Integrating health monitoring checks
DNS-integrated health monitoring systems perform proactive monitoring checks at regular intervals using a variety of protocols for websites, including HTTPS, HTTP, TCP, DNS, and ICMP (ping). These systems diligently observe the network for active failover events from a variety of crucial angles.
A health monitor immediately replaces any weak, unhealthy resource copies that it spots in DNS failover configurations. This method greatly reduces any latencies that might occur when end users utilise the required services from anywhere in the world — to the point where the latencies become either insignificant or completely undetectable.
Dedicated VMs for latency-sensitive workloads
When collocated apps pathologically compete for resources in shared environments that support numerous apps, resource contention occurs. Due to significant long-tail latency, this may result in pending transactions taking longer than anticipated to complete.
Moreover, task mixing or co-scheduling CPU-intensive workloads with other workloads that are latency-sensitive leads to instances of poor neighbouring, which regularly contributes to long-tail latencies. For the purposes of isolating and running latency-sensitive workloads, users should invest in a DNS tool that launches specialised VMs.

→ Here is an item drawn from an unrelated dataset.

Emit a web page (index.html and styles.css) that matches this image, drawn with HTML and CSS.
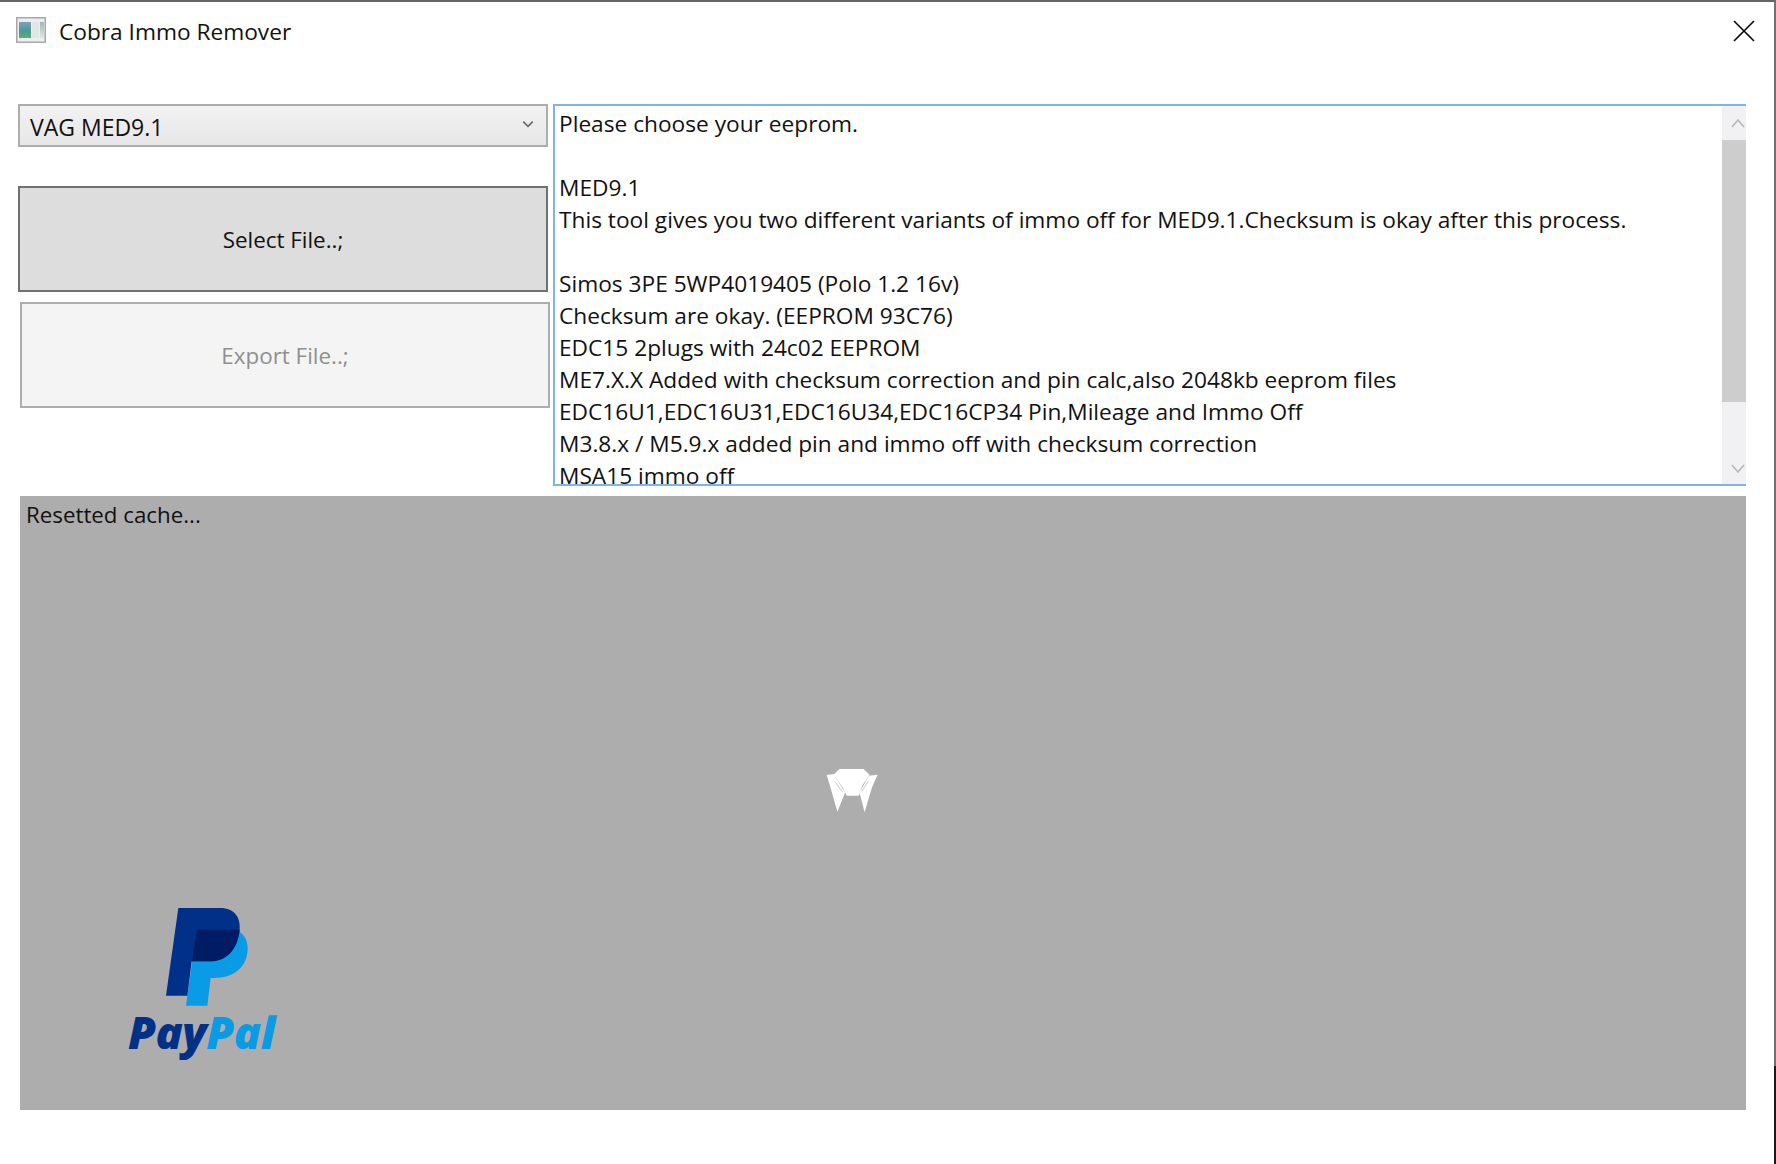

Tolerating tails over taming tails
Long-tail latencies can be reduced by controlling outliers and improving workload predictability. This can be accomplished by equipping the data centre resources with auxiliary software and embedded hardware that enable the provisioning of real-time debugging information, high-granularity performance monitoring, and system-wide insights. Although it is not possible to eliminate all latency sources from operating data centres, integrated solutions that proactively avoid workload conflicts can reduce long-tail latencies without changing the underlying infrastructure.